The Holocaust was the
systematic annihilation of six million Jews during the Nazi genocide - in 1933
nine million Jews lived in the 21 countries of Europe that would be occupied by
Nazi Germany during World War 2. By 1945 two out of every three European Jews
had been killed.
The number of children killed during the Holocaust is not fathomable and full
statistics for the tragic fate of children who died will never be known.
Estimates range as high as 1.5 million murdered children. This figure includes
more than 1.2 million Jewish children, tens of thousands of Gypsy children and
thousands of institutionalized handicapped children.
In his book Sheltering The Jews the Holocaust historian Mordecai Paldiel
later wrote:
"Never
before in history had children been singled out for destruction for no other
reason than having been born. Children, of course, were no match for the Nazis'
mighty and sophisticated killing machine .."
KZ
Dachau was the first concentration camp established in Nazi Germany - the camp was opened on March 22,
1933. The camp's first inmates were primarily political prisoners,
Social Democrats, Communists, trade unionists,
habitual criminals, homosexuals, Jehovah's Witnesses, beggars, vagrants, hawkers.

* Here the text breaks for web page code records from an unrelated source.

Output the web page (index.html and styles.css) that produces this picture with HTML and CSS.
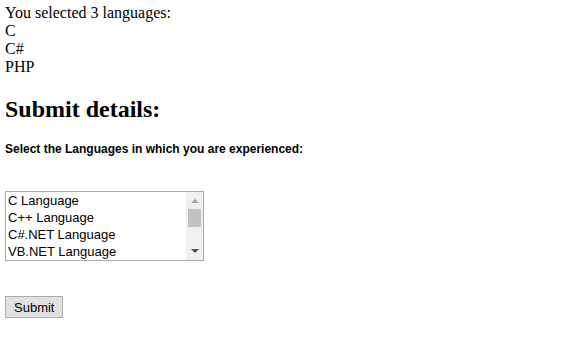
FILE: index.html
```html
<!DOCTYPE html>
<html lang="en">
<head>
    <meta charset="UTF-8">
    <title>Submit details</title>
    <link rel="stylesheet" href="styles.css">
</head>
<body>
    <div class="result">
        You selected 3 languages:<br>
        C<br>
        C#<br>
        PHP
    </div>

    <h2>Submit details:</h2>
    <h5>Select the Languages in which you are experienced:</h5>

    <form class="form">
        <div class="listbox">
            <ul class="options">
                <li>C Language</li>
                <li>C++ Language</li>
                <li>C#.NET Language</li>
                <li>VB.NET Language</li>
            </ul>
            <div class="scrollbar">
                <span class="arrow up"></span>
                <span class="track"><span class="thumb"></span></span>
                <span class="arrow down"></span>
            </div>
        </div>
        <button type="button" class="submit">Submit</button>
    </form>
</body>
</html>
```
FILE: styles.css
```css
body {
    margin: 4px 5px;
    font-family: "Liberation Serif", "Times New Roman", serif;
    font-size: 16px;
    line-height: 18px;
    color: #000;
    background: #fff;
}
.result {
    margin: 0;
}
h2 {
    font-size: 24px;
    line-height: 28px;
    margin: 19px 0 0;
}
h5 {
    font-family: "Liberation Sans", Arial, sans-serif;
    font-size: 12px;
    line-height: 14px;
    margin: 19px 0 0;
}
.form {
    margin-top: 35px;
}
.listbox {
    display: flex;
    width: 197px;
    height: 68px;
    border: 1px solid #a9a9a9;
    font-family: "Liberation Sans", Arial, sans-serif;
    font-size: 13px;
    line-height: 17px;
}
.options {
    flex: 1;
    list-style: none;
    margin: 0;
    padding: 0 0 0 2px;
}
.scrollbar {
    width: 17px;
    display: flex;
    flex-direction: column;
    background: #f0f0f0;
}
.arrow {
    height: 17px;
    position: relative;
}
.arrow::after {
    content: "";
    position: absolute;
    left: 5px;
    width: 0;
    height: 0;
    border-left: 4px solid transparent;
    border-right: 4px solid transparent;
}
.up::after {
    top: 7px;
    border-bottom: 4px solid #a3a3a3;
}
.down::after {
    top: 6px;
    border-top: 4px solid #505050;
}
.track {
    flex: 1;
    padding: 0 2px;
}
.thumb {
    display: block;
    height: 18px;
    background: #c1c1c1;
}
.submit {
    display: block;
    margin-top: 35px;
    padding: 1px 8px;
    height: 22px;
    font-family: "Liberation Sans", Arial, sans-serif;
    font-size: 13px;
    color: #000;
    background: #e1e1e1;
    border: 1px solid #adadad;
    border-radius: 0;
}
```
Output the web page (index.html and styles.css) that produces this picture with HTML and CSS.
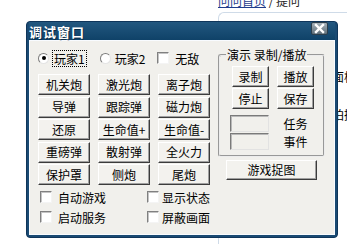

In the late 1930's the Nazis killed thousands of handicapped Germans by lethal
injection and poisonous gas. After the German invasion of the Soviet Union in
June 1941, mobile killing units following in the wake of the German Army began
shooting massive numbers of Jews and Gypsies in open fields and ravines on the
outskirts of conquered cities and towns.
Eventually the Nazis created a more secluded and organized method of killing. Extermination centers were established in occupied Poland with
special apparatus especially designed for mass murder. Giant death machines.
Six
such death camps existed: Auschwitz-Birkenau, Belzec, Chelmno,
Majdanek, Sobibor, and Treblinka. Large-scale murder
by gas and body disposal through cremation were conducted systematically by the
Nazis and Adolf Hitler's SS
men ..
Victims were deported to these centers from Western Europe and from the ghettos
in Eastern Europe which the Nazis had established. In addition, millions died in
the ghettos and concentration camps as a result of forced labor, starvation,
exposure, brutality, disease, and execution.